– Звучит очень мило, – замечаю я.
– Да, различия с отелем, куда мы потом пришли на работу, были невероятные. Они так гордились тем, что им удалось построить семьдесят абсолютно одинаковых номеров. Эти номера напоминали казармы для рекрутов. Но со всеми удобствами, конечно. Каждый номер оборудован телевизором и мини-баром, так что посещать общие пространства уже не было необходимости. А в столовой все было проржавевшее. Подавать на серебряной посуде считалось излишним.
Вероника легонько постукивает костяшками пальцев по столу.
– Потом отель перекупила другая крупная гостиничная сеть – вот пытаюсь сейчас вспомнить название, но уже не могу. Часть информации просто исчезает. Память поступает теперь, как ей вздумается, правда, потом забытое постепенно всплывает в сознании.
Она раздраженно качает головой.
– Ничего страшного, со мной тоже такое случается, – пытаюсь я загладить расстройство собеседницы. – Я тоже все время что-нибудь забываю. Но как вам жилось и работалось вместе с мужем?
– Хорошо. Без всяких проблем. – Подняв кружку обеими руками, Вероника осторожно делает глоток.
– Вы никогда не ссорились?
– Не припомню такого. Ну, может быть, разок.
– А что вы делали, когда расходились во мнениях?
– Тогда решение принимал один из нас, – отвечает Вероника. Она аккуратно убирает прядь волос со лба и пристально смотрит на меня.
Внезапно я теряюсь, не имея ни малейшего представления, в каком ключе беседовать дальше. Вместо того чтобы продолжать разговор, я осматриваюсь вокруг. На обоях едва заметен цветочный узор. На прикроватной тумбочке стоит крупная ракушка с розовой полостью. Кажется, из ее глубины до меня даже доносится шум моря. Хотя, вероятно, это шумит у меня в ушах. Бывает, что этот шум меняет свой характер и звучание в зависимости от того, где я нахожусь. Иногда он подобен высокочастотному писку, а временами – похож на свист. Но шум морских волн в любом случае приятнее однотонного воя, с которым я боролась с помощью терапии Йуара.
Из коридора слышны звуки закрывшейся двери и удаляющихся шагов.
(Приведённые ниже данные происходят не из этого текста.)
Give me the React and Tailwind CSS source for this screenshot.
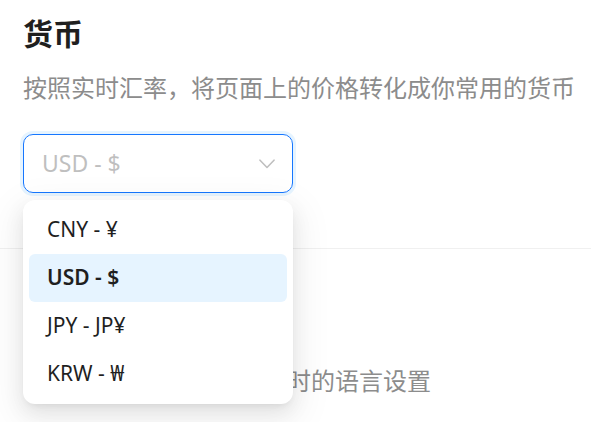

Делаю новый заход.
– Что вам больше всего нравилось в Уно? Можете ли вы выделить какую-то одну характерную черту?
Вероника закрывает глаза и, судя по виду, напряженно думает.
– Он умел молчать, создавая ощущение комфорта, – отвечает она наконец.
Я смотрю на нее с немым вопросом.
– Его сильной чертой была немногословность?
– Уметь молчать так, чтобы другие оставались при этом в хорошем настроении, – искусство. Когда долго живешь вместе, много времени проходит в молчании. Важно, чтобы людям было хорошо вместе и в такие моменты.
– Никогда не думала об этом, – признаюсь я. – Что-нибудь еще помимо способности хорошо молчать?
– Нам часто бывало весело вместе, мы смеялись над всякими пустяками.
– Какими, например?
– С ходу не могу вспомнить. Мне нужно подумать.
Вероника отпивает кофе. В отсутствие других идей я следую ее примеру. В моей голове внезапно воцаряется пустота, мозги словно отшибло, и в то же время что-то в обстановке комнаты меня успокаивало. Все звуки здесь кажутся приглушенными, будто они сразу проглатываются обитой звукоизоляцией стенкой. На балконную ограду присела птичка и, кажется, что-то высматривает.
– К вам посетитель, – говорю я, кивнув за окошко.
– Да, эта птичка заглядывает ко мне иногда. Я ее подкармливаю. Она ест прямо с руки. – Вероника берет овсяное печенье – Но сегодня она свое уже съела. Ей нельзя толстеть. А то летать не сможет.
– Конечно, не сможет, – соглашаюсь я.
– А у вас есть домашние животные?
– У нас с моим бывшим жил кот, но он умер.
– Да, все домашние животные рано или поздно умирают, – подтвердила, кивнув, Вероника.
Беру еще печенье. Мне трудно снова перейти к содержательному разговору. Без всяких сомнений, интервью получилось провальным. «Хорошо умеет молчать», – записываю я в свой блокнот, просто чтобы было чем заняться.
Я могла бы добавить пару строк о себе самой, и они бы неплохо вписались в историю болезни, которую ведет Йуар:
«Интересуется окружающим миром = хорошо. Пытается работать = признак выздоровления». А среди негативных симптомов разместится дерзкая попытка найти автора письма в редакцию. Черта, явно присущая мании величия. Очевидно, тревожный знак. Непродуманное, импульсивное действие.
– У вас с мужем не было детей? – осторожно спрашиваю я. Это всегда чувствительный вопрос.